Read the entries below and pull out each line with the string "this".

──────────

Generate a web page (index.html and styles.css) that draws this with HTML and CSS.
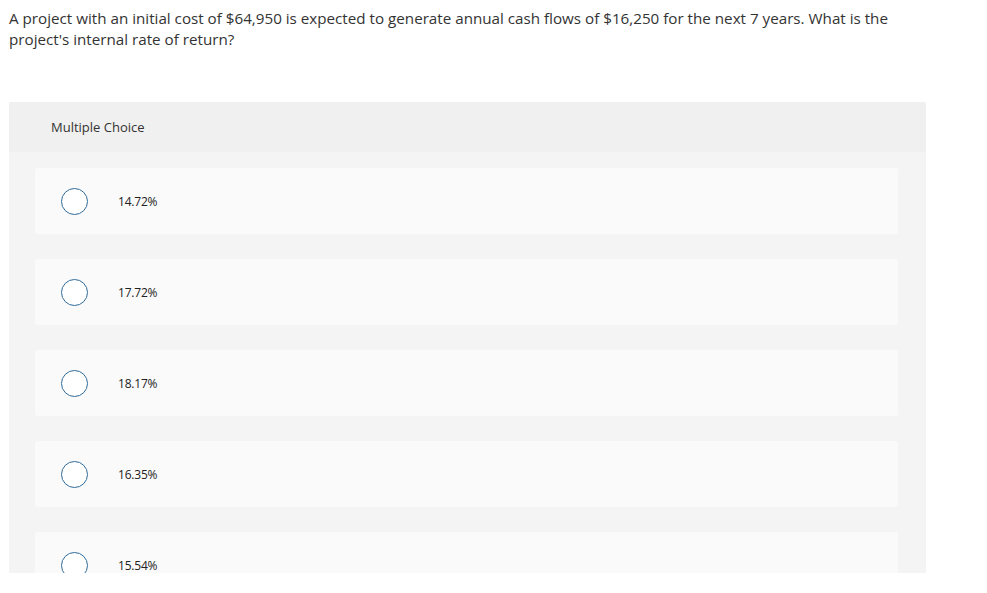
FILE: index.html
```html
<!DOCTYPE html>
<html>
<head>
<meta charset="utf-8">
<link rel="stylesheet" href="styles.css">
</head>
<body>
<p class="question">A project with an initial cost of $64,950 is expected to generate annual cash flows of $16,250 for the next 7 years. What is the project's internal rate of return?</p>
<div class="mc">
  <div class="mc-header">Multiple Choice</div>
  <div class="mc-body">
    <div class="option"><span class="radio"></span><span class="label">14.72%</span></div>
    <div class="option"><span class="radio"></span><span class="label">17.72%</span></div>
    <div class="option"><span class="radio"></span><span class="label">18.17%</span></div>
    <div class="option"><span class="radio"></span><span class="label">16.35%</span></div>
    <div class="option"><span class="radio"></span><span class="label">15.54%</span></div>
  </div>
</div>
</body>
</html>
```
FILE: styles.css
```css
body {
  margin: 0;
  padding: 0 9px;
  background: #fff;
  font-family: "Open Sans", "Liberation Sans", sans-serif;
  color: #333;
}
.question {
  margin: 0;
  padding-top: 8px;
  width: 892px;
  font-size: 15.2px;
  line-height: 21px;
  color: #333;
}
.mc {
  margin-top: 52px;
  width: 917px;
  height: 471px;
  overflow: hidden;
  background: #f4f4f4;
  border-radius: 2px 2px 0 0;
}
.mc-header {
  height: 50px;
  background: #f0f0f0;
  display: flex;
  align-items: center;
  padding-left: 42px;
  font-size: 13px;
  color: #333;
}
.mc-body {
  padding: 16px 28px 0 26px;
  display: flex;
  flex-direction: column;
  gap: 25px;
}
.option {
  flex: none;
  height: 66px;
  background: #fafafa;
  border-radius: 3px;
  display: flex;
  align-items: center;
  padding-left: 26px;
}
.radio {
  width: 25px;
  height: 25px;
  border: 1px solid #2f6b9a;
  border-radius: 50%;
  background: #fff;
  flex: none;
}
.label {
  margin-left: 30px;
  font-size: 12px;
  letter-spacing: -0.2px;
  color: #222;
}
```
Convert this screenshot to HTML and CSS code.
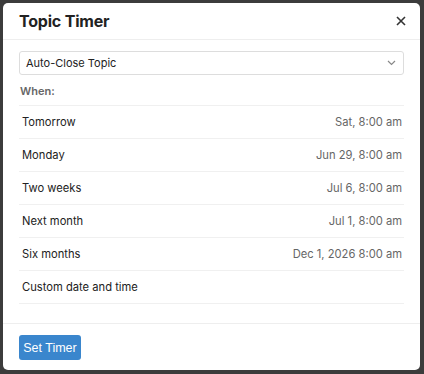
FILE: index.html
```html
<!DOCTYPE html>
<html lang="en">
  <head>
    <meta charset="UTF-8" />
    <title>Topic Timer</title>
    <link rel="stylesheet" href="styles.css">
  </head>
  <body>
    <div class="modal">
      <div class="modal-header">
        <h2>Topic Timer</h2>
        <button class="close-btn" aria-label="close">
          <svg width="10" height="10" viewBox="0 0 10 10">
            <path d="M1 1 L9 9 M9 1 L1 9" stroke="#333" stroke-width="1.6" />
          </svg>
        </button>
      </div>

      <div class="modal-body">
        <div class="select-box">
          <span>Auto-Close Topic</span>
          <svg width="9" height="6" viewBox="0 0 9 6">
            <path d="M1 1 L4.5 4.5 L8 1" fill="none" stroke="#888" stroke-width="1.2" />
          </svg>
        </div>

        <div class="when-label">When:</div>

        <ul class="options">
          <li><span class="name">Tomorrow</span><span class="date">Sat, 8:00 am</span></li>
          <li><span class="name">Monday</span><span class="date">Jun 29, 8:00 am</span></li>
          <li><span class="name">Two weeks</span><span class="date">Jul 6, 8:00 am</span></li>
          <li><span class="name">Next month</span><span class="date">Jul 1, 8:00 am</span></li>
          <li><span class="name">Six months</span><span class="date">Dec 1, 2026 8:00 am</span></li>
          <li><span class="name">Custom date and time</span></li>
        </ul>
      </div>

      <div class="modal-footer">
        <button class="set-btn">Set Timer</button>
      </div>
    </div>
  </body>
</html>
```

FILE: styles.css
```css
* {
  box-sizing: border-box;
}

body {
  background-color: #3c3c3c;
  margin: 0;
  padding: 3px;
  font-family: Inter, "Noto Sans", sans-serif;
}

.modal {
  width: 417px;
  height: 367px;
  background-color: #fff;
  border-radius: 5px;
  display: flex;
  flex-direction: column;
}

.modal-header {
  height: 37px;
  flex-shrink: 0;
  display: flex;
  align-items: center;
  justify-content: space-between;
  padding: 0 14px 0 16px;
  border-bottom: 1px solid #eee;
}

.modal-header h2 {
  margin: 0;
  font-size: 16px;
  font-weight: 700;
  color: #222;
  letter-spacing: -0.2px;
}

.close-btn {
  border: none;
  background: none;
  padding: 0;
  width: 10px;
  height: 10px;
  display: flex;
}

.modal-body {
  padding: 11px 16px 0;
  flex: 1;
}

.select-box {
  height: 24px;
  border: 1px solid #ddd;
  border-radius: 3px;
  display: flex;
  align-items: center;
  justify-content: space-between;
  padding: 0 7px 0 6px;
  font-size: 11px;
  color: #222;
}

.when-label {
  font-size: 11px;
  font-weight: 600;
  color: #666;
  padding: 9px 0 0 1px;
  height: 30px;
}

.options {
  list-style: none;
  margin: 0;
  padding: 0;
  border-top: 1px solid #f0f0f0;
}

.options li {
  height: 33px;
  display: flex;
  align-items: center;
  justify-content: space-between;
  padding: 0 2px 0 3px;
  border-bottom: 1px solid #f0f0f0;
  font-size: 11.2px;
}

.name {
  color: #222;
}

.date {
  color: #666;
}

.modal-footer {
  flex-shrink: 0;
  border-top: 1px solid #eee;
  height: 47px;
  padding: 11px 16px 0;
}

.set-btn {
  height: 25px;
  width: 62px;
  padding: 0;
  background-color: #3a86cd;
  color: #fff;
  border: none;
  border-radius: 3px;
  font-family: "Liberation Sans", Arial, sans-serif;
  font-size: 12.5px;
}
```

──────────

> [RESULT]
Generate a web page (index.html and styles.css) that draws this with HTML and CSS.
Convert this screenshot to HTML and CSS code.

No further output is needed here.